Additional information
- Time zone: Eastern: UTC -5/-4;

= Monkey Island, North Carolina =

Remote island in the United States

Monkey Island is a remote, natural island located in Currituck Sound, North Carolina and is part of the Currituck National Wildlife Refuge. Contrary to its name, there are no monkeys on Monkey Island. It is named for the Pamunkey nation that once inhabited the area, and used the island for summer hunting.

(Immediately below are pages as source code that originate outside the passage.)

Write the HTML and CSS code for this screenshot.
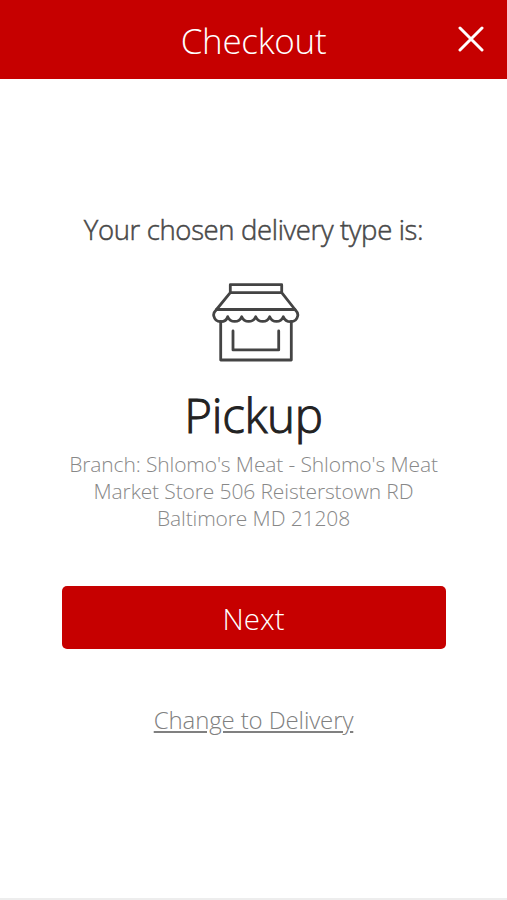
FILE: index.html
```html
<!DOCTYPE html>
<html lang="en">
<head>
  <meta charset="UTF-8">
  <meta name="viewport" content="width=device-width, initial-scale=1.0">
  <title>Checkout</title>
  <link rel="stylesheet" href="styles.css">
</head>
<body>
  <header class="top-bar">
    <h1>Checkout</h1>
    <button class="close-button" aria-label="Close">
      <svg width="26" height="26" viewBox="0 0 26 26">
        <path d="M2 2L24 24M24 2L2 24" />
      </svg>
    </button>
  </header>

  <main class="delivery-type">
    <p class="intro">Your chosen delivery type is:</p>
    <svg class="store-icon" width="90" height="80" viewBox="0 0 90 80">
      <!-- roof -->
      <path d="M19.3 9.7V1.7H70.7V9.7ZM19.3 9.7L5.5 26.5H84L70.7 9.7" />
      <!-- awning -->
      <path d="M5.5 26.5C3 29 2.2 31 2.8 33C4.5 40.5 14.5 40.5 16.7 33.7C19.5 40 28 40 30.7 33.7C33.5 40 42 40 44.7 33.7C47.5 40 56 40 58.7 33.7C61.5 40 69.5 40 72.3 33.7C75 40.5 85 40.5 86.7 33C87.2 31 86.5 29 84 26.5" />
      <!-- walls and window -->
      <path d="M9.7 38.5V77H80.3V38.5M22 48V66.9H67.7V48" />
    </svg>
    <h2>Pickup</h2>
    <p class="branch">Branch: Shlomo's Meat - Shlomo's Meat Market Store 506 Reisterstown RD Baltimore MD 21208</p>
    <button class="next-button">Next</button>
    <a class="change-link" href="#">Change to Delivery</a>
  </main>
</body>
</html>
```
FILE: styles.css
```css
* {
  box-sizing: border-box;
}
body {
  display: flex;
  flex-direction: column;
  height: 100vh;
  margin: 0;
  border-bottom: 2px solid #ededed;
  background-color: #fff;
  font-family: "Open Sans", sans-serif;
  font-weight: 300;
}
h1, h2, p {
  margin: 0;
  font-weight: 300;
}
.top-bar {
  display: grid;
  grid-template-columns: 1fr auto 1fr;
  align-items: center;
  height: 79px;
  padding: 0 23px;
  background-color: #c60000;
  color: #fff;
}
.top-bar h1 {
  grid-column: 2;
  padding-top: 3px;
  font-size: 35px;
  letter-spacing: -0.3px;
  line-height: 48px;
}
.close-button {
  justify-self: end;
  height: 26px;
  margin-bottom: 2px;
  padding: 0;
  border: none;
  background: none;
  cursor: pointer;
}
.close-button svg {
  display: block;
  fill: none;
  stroke: #fff;
  stroke-width: 3;
  stroke-linecap: round;
}
.delivery-type {
  display: flex;
  flex-direction: column;
  align-items: center;
  padding-top: 133px;
  text-align: center;
}
.intro {
  color: #484848;
  font-size: 27.5px;
  letter-spacing: -0.35px;
  line-height: 36px;
  -webkit-text-stroke: 0.5px #484848;
}
.store-icon {
  margin-top: 35px;
  margin-left: 5px;
  fill: none;
  stroke: #444;
  stroke-width: 2.8;
  stroke-linecap: round;
  stroke-linejoin: round;
}
.delivery-type h2 {
  margin-top: 20px;
  color: #222;
  font-size: 47.5px;
  letter-spacing: -0.3px;
  line-height: 64px;
  -webkit-text-stroke: 1px #222;
}
.branch {
  width: 384px;
  margin-top: 4px;
  color: #888;
  font-size: 21px;
  letter-spacing: -0.12px;
  line-height: 27px;
}
.next-button {
  width: 384px;
  height: 63px;
  margin-top: 54px;
  padding-top: 3px;
  border: none;
  border-radius: 5px;
  background-color: #c60000;
  color: #fff;
  font: inherit;
  font-size: 29.5px;
  cursor: pointer;
}
.change-link {
  margin-top: 54px;
  color: #808080;
  font-size: 24px;
  letter-spacing: -0.12px;
  line-height: 34px;
}
```
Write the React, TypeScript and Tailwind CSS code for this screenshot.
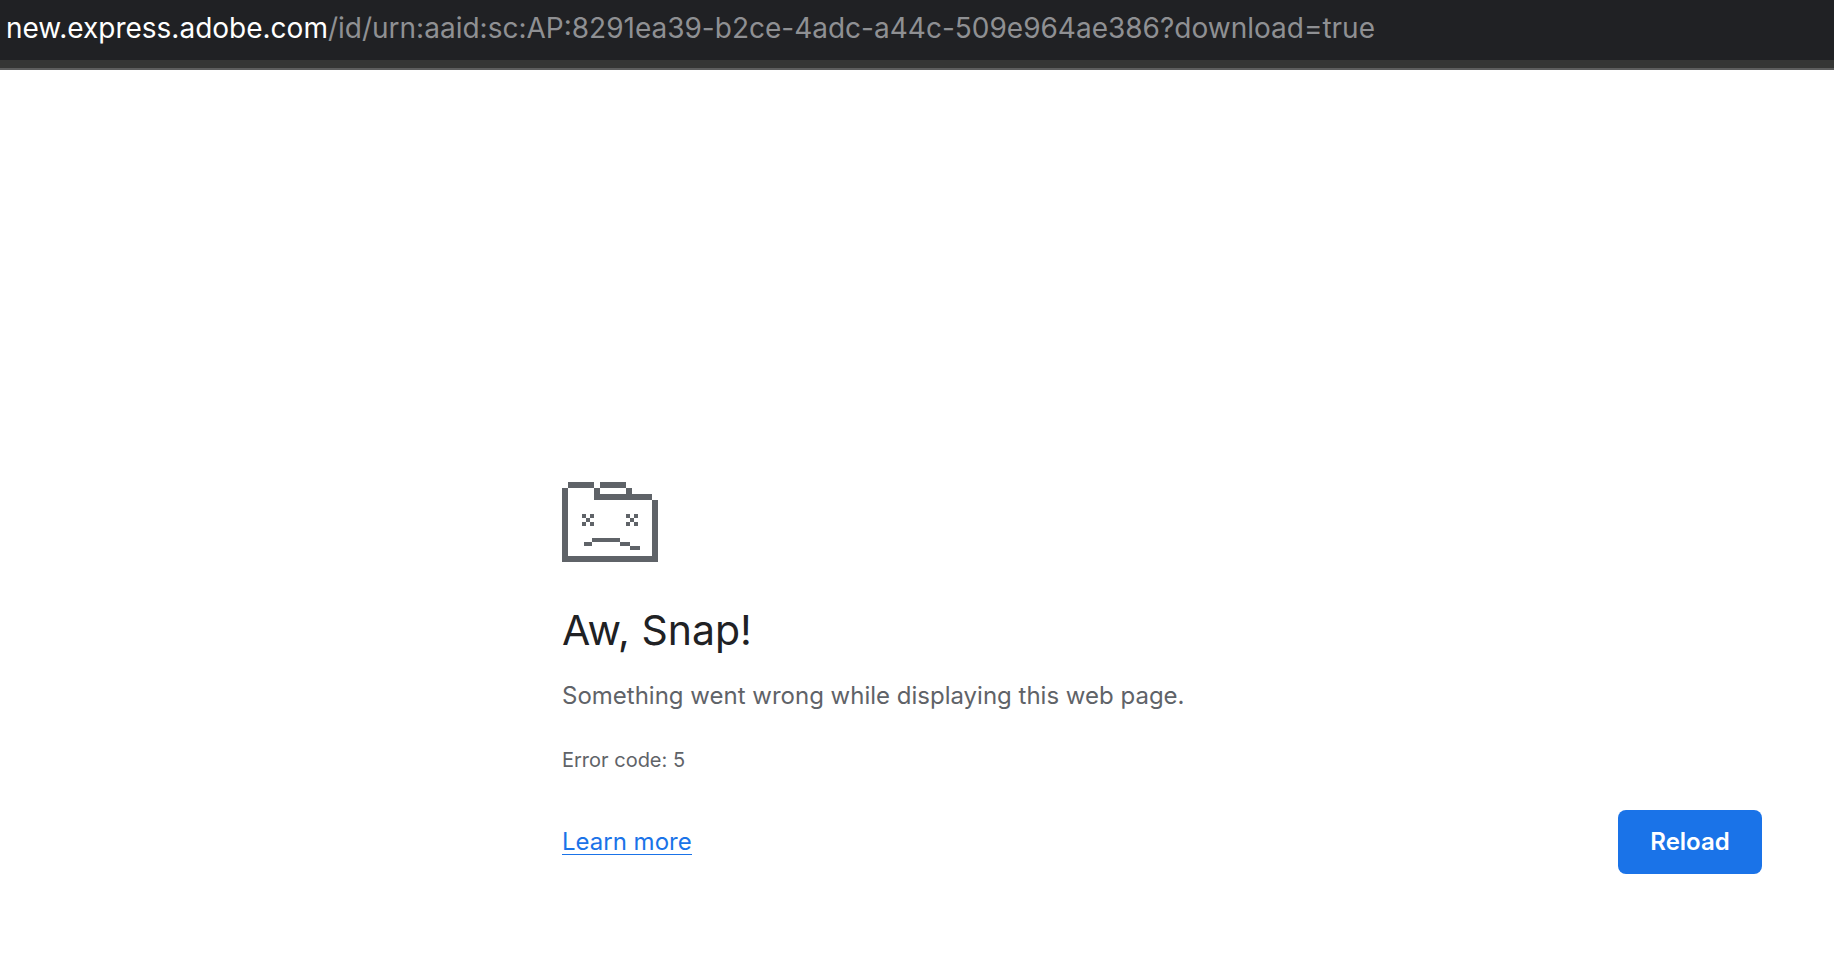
import React from 'react'

function SadFolder() {
  return (
    <svg width="96" height="80" viewBox="0 0 96 80" fill="#5f6368" shapeRendering="crispEdges" aria-hidden="true">
      {/* folder outline, 6px blocks */}
      <path d="M6 0h26v6H6zM38 0h26v6H38zM32 6h6v6h-6zM64 6h6v6h-6zM32 12h58v6H32zM0 6h6v74H0zM90 18h6v62h-6zM6 74h84v6H6z" />
      {/* eyes */}
      <path d="M20 32h4v4h-4zM28 32h4v4h-4zM24 36h4v4h-4zM20 40h4v4h-4zM28 40h4v4h-4z" />
      <path d="M64 32h4v4h-4zM72 32h4v4h-4zM68 36h4v4h-4zM64 40h4v4h-4zM72 40h4v4h-4z" />
      {/* mouth */}
      <path d="M22 60h8v4h-8zM30 56h28v4H30zM58 60h10v4H58zM68 64h10v4H68z" />
    </svg>
  )
}

export default function App() {
  const host = 'new.express.adobe.com'
  const path = '/id/urn:aaid:sc:AP:8291ea39-b2ce-4adc-a44c-509e964ae386?download=true'

  return (
    <div className="min-h-screen bg-white font-['Inter','Liberation_Sans',sans-serif]">
      <header className="border-b-2 border-[#5d5e5e] bg-[#202124]">
        <p className="overflow-hidden whitespace-nowrap px-1.5 pt-2 pb-3 text-[28px] leading-10 text-[#8f9093]">
          <span className="text-white">{host}</span>
          {path}
        </p>
        <div className="h-2 bg-[#353635]" />
      </header>

      <main className="pt-[412px] pr-18 pb-20 pl-[562px]">
        <SadFolder />
        <h1 className="mt-10 text-[41px] leading-14 text-[#202124]">Aw, Snap!</h1>
        <p className="mt-5 text-2xl leading-9 text-[#5f6368]">
          Something went wrong while displaying this web page.
        </p>
        <p className="mt-7 text-xl leading-9 text-[#5f6368]">Error code: 5</p>
        <div className="mt-8 flex items-center justify-between">
          <a href="#learn-more" className="border-b border-[#1a73e8] text-2xl leading-6 text-[#1a73e8]">
            Learn more
          </a>
          <button type="button" className="h-16 min-w-36 rounded-lg bg-[#1a73e8] px-8 text-2xl font-semibold text-white">
            Reload
          </button>
        </div>
      </main>
    </div>
  )
}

The island was also once the site of the Monkey Island Hunting Club, which remains standing today. The Monkey Island Hunting Club was incorporated in 1919 by a group of tobacco executives including George Hill, president of the American Tobacco Company and its Executive Vice-president Charles Penn. It was sold in 1974 and after a series of failed businesses came into the possession of US Fish & Wildlife Service. A bell salvaged from a locomotive was used for many years to help members of local Hunt Clubs navigate the waters around Monkey Island on foggy days. The bell is currently on display in Historic Corolla Village.

Approximately half of the island is forested and has long supported a large colony of wading birds. It is currently the most northerly known native habitat of the Sabal minor palm. The island is often visited by deer that swim from at least a mile away. It is located in Poplar Branch Township, Currituck County, North Carolina.